Posso dire però che io sono stato a casa loro. Perché in un campo rom ci sono entrato, non con le telecamere in mano o con il microfono, ma con occhi, orecchie e bocca. Vicino Bollate (Milano). Sono entrato in almeno cinque case, mi hanno accolto con gentilezza e ospitalità. Ho parlato con loro, ho visto persone di vario tipo e nessuno mi sembrava uguale all’altro o catalogabile in una icona etnica. Ho visto bambini e ragazzini che studiavano. Magari alcuni dei genitori avevano avuto problemi con la legge, ma altri no, come in ogni dannato quartiere italiano. In comune, però, gli abitanti del campo avevano una cosa: tutti erano stati raggirati da una società partecipata che, in nome di Expo, aveva fatto firmare la cessione (a un prezzo nettamente al di sotto del prezzo di mercato) di terreni che erano di loro proprietà da 25 anni.

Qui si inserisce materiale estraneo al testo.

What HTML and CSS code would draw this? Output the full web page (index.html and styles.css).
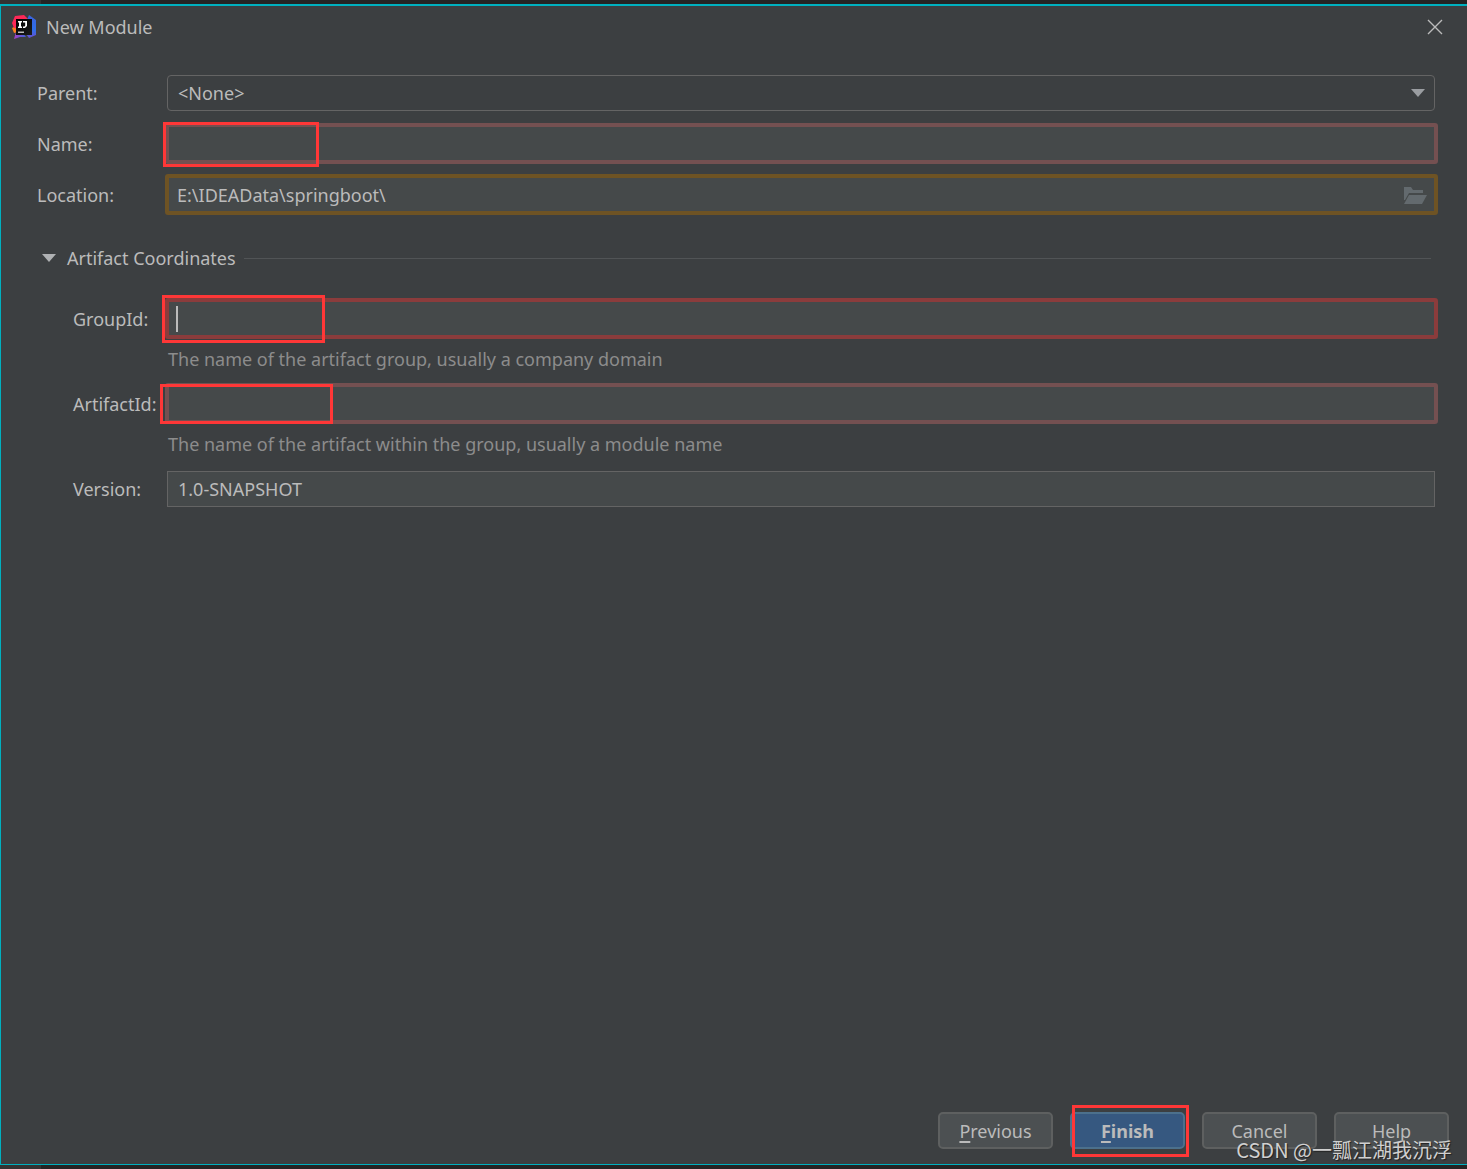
FILE: index.html
```html
<!DOCTYPE html>
<html lang="en">
<head>
<meta charset="utf-8">
<title>New Module</title>
<meta name="viewport" content="width=device-width, initial-scale=1">
<link rel="stylesheet" href="styles.css">
</head>
<body>
<main class="dialog">
  <header class="titlebar">
    <svg class="logo" viewBox="0 0 24 24" aria-hidden="true">
      <defs>
        <linearGradient id="right" x1="0" y1="0" x2="0" y2="1"><stop offset="0" stop-color="#3b62dc"/><stop offset=".65" stop-color="#2f6fe8"/><stop offset="1" stop-color="#6a4fd0"/></linearGradient>
        <linearGradient id="bottom" x1="0" y1="0" x2="1" y2="0"><stop offset="0" stop-color="#a93fc4"/><stop offset="1" stop-color="#3a62e0"/></linearGradient>
        <linearGradient id="tile" x1="0" y1="0" x2="1" y2="1"><stop offset="0" stop-color="#000"/><stop offset="1" stop-color="#1c1c1c"/></linearGradient>
      </defs>
      <path d="M0 13l4-2 3 6-5 1z" fill="#fc801d"/>
      <path d="M3 1l9-1 5 5-3 10-12-2-2-5z" fill="#fe2857"/>
      <path d="M17 0l7 5v15l-7 3-6-8z" fill="url(#right)"/>
      <path d="M4 17h6l4 5-6 0-6 2z" fill="url(#bottom)"/>
      <rect x="4" y="4" width="16" height="16" fill="url(#tile)"/>
      <path d="M6 6h4v1.500H9v4h1V13H6v-1.500h1v-4H6zM11 6h4v5l-2 2h-2v-1.500h1.500l.7-.7V7.500H11z" fill="#fff"/>
      <path d="M6 16.500h6v1.500H6z" fill="#bbb"/>
    </svg>
    <h1 class="title">New Module</h1>
    <button class="close" type="button" aria-label="Close">
      <svg viewBox="0 0 16 16" aria-hidden="true"><path d="M1 1l14 14M15 1L1 15"/></svg>
    </button>
  </header>

  <form class="form">
    <div class="row">
      <label for="parent">Parent:</label>
      <div class="field">
        <select id="parent" class="control select"><option>&lt;None&gt;</option></select>
        <svg class="arrow select-arrow" viewBox="0 0 14 8" aria-hidden="true"><path d="M0 0h14L7 8z"/></svg>
      </div>
    </div>
    <div class="row">
      <label for="name">Name:</label>
      <div class="field">
        <input id="name" class="control error" type="text">
        <span class="mark mark-name"></span>
      </div>
    </div>
    <div class="row">
      <label for="location">Location:</label>
      <div class="field">
        <input id="location" class="control warning" type="text" value="E:\IDEAData\springboot\">
        <button class="browse" type="button" aria-label="Browse">
          <svg viewBox="0 0 24 18" aria-hidden="true"><path d="M1 1h7l2 3h10v3H6L2 14H1z"/><path d="M6 9h18l-5 9H1z"/></svg>
        </button>
      </div>
    </div>

    <section class="section">
      <h2 class="section-title">
        <svg class="arrow" viewBox="0 0 14 8" aria-hidden="true"><path d="M0 0h14L7 8z"/></svg>
        Artifact Coordinates
      </h2>
      <div class="row nested">
        <label for="group">GroupId:</label>
        <div class="field">
          <input id="group" class="control error focused" type="text">
          <span class="caret"></span>
          <span class="mark mark-group"></span>
        </div>
      </div>
      <p class="hint">The name of the artifact group, usually a company domain</p>
      <div class="row nested">
        <label for="artifact">ArtifactId:</label>
        <div class="field">
          <input id="artifact" class="control error" type="text">
          <span class="mark mark-artifact"></span>
        </div>
      </div>
      <p class="hint">The name of the artifact within the group, usually a module name</p>
      <div class="row nested">
        <label for="version">Version:</label>
        <div class="field">
          <input id="version" class="control plain" type="text" value="1.0-SNAPSHOT">
        </div>
      </div>
    </section>
  </form>

  <footer class="actions">
    <button class="button" type="button"><u>P</u>revious</button>
    <div class="action">
      <button class="button primary" type="button"><u>F</u>inish</button>
      <span class="mark mark-finish"></span>
    </div>
    <button class="button" type="button">Cancel</button>
    <button class="button" type="button">Help</button>
    <span class="watermark">CSDN @一瓢江湖我沉浮</span>
  </footer>
</main>
</body>
</html>
```
FILE: styles.css
```css
* { box-sizing: border-box; }

body {
  margin: 0;
  min-height: 100vh;
  padding: 4px 0;
  display: flex;
  flex-direction: column;
  background: linear-gradient(90deg, #333 41px, #242424 41px);
  color: #bbb;
  font: 18px/24px "Noto Sans", "Open Sans", "Noto Sans CJK SC", sans-serif;
}

.dialog {
  flex: 1;
  display: flex;
  flex-direction: column;
  background: #3c3f41;
  border: 1px solid #00b0bf;
  border-top-width: 2px;
  border-right: 0;
}

.titlebar {
  display: flex;
  align-items: center;
  height: 42px;
  padding: 0 24px 0 11px;
}

.logo { width: 24px; height: 24px; }

.title {
  flex: 1;
  margin: 0 0 0 10px;
  font-size: 18px;
  font-weight: 400;
}

button, input, select { font: inherit; color: inherit; }

.close {
  width: 16px;
  height: 16px;
  padding: 0;
  border: 0;
  background: none;
}

.close svg {
  display: block;
  fill: none;
  stroke: #bbb;
  stroke-width: 1.400;
}

.form {
  flex: 1;
  display: flex;
  flex-direction: column;
  gap: 10px;
  padding: 24px 29px 24px 36px;
}

.row {
  display: grid;
  grid-template-columns: 128px 1fr;
  align-items: center;
}

.nested {
  grid-template-columns: 92px 1fr;
  margin-left: 36px;
}

.row label { white-space: nowrap; }

.field {
  position: relative;
  display: flex;
  align-items: center;
  height: 41px;
}

.control {
  flex: 1;
  min-width: 0;
  height: 41px;
  padding: 0 8px;
  border: 4px solid #646464;
  border-radius: 3px;
  background: #45494a;
  outline: 0;
}

.error { border-color: #745051; }
.error.focused { border-color: #8b3c3c; }
.warning { border-color: #6e5324; }

.select, .plain {
  height: 36px;
  margin: 0 3px 0 2px;
  padding: 0 10px;
  border: 1px solid #646464;
  border-radius: 0;
}

.select {
  appearance: none;
  border-radius: 4px;
  background: #3c3f41;
}

.arrow { width: 14px; height: 8px; fill: #afb1b3; }

.select-arrow {
  position: absolute;
  right: 13px;
  fill: #9a9da1;
  pointer-events: none;
}

.browse {
  position: absolute;
  right: 11px;
  width: 24px;
  height: 18px;
  padding: 0;
  border: 0;
  background: none;
}

.browse svg { display: block; fill: #636a6e; }

.caret {
  position: absolute;
  left: 11px;
  width: 2px;
  height: 26px;
  background: #bbb;
}

.section { margin-top: 21px; }

.section-title {
  display: flex;
  align-items: center;
  gap: 11px;
  margin: 0 7px 28px 5px;
  font-size: 18px;
  font-weight: 400;
}

.section-title::after {
  content: "";
  flex: 1;
  height: 1px;
  margin-left: -3px;
  background: #515456;
}

.hint {
  margin: 0;
  padding: 8px 0 12px 131px;
  color: #8c8c8c;
}

/* Red call-outs drawn over the controls to fill in */
.mark {
  position: absolute;
  border: 3px solid #ff3737;
  pointer-events: none;
}

.mark-name { left: -2px; top: -1px; width: 156px; height: 45px; }
.mark-group { left: -3px; top: -3px; width: 163px; height: 48px; }
.mark-artifact { left: -5px; top: 1px; width: 173px; height: 40px; }
.mark-finish { left: 2px; top: -7px; width: 117px; height: 52px; }

.actions {
  position: relative;
  display: flex;
  justify-content: flex-end;
  gap: 17px;
  padding: 0 18px 15px;
}

.action { position: relative; }

.button {
  width: 115px;
  height: 37px;
  padding: 0;
  border: 2px solid #5e6060;
  border-radius: 5px;
  background: #4c5052;
}

.primary {
  border-color: #4c708c;
  background: #365880;
  font-weight: 700;
}

.button u {
  text-decoration-thickness: 2px;
  text-underline-offset: 3px;
}

.watermark {
  position: absolute;
  right: 15px;
  bottom: 0;
  color: #d0d0d0;
  font: 20px/28px "Noto Sans CJK SC", sans-serif;
  text-shadow: 1px 1px 1px #222;
  white-space: nowrap;
}
```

Avevano fatto firmare, in gran fretta e senza dire la verità, persone in gran parte analfabete, costrette così a sgomberare un’area che gli apparteneva legalmente. Era il tributo da pagare alla vergogna dell’Expo 2015. Ecco, a nessuno di loro ho sentito dire che noi italiani siamo tutti delinquenti o che io ero uno sporco giornalista. O che avrebbero dovuto bruciarci vivi. C’era rabbia o rassegnazione, ma nessuno mi ha mai parlato di “noi” e “voi”. Nessuno ha generalizzato. Le etichette sono una questione italiana e ci stanno uccidendo. Stanno avvelenando il nostro futuro, perché ci impediscono di guardarci dentro e di correre il rischio di scoprirci freddi e impietosi come la lama di un coltello che punta alla gola e alle dita di un uomo disarmato.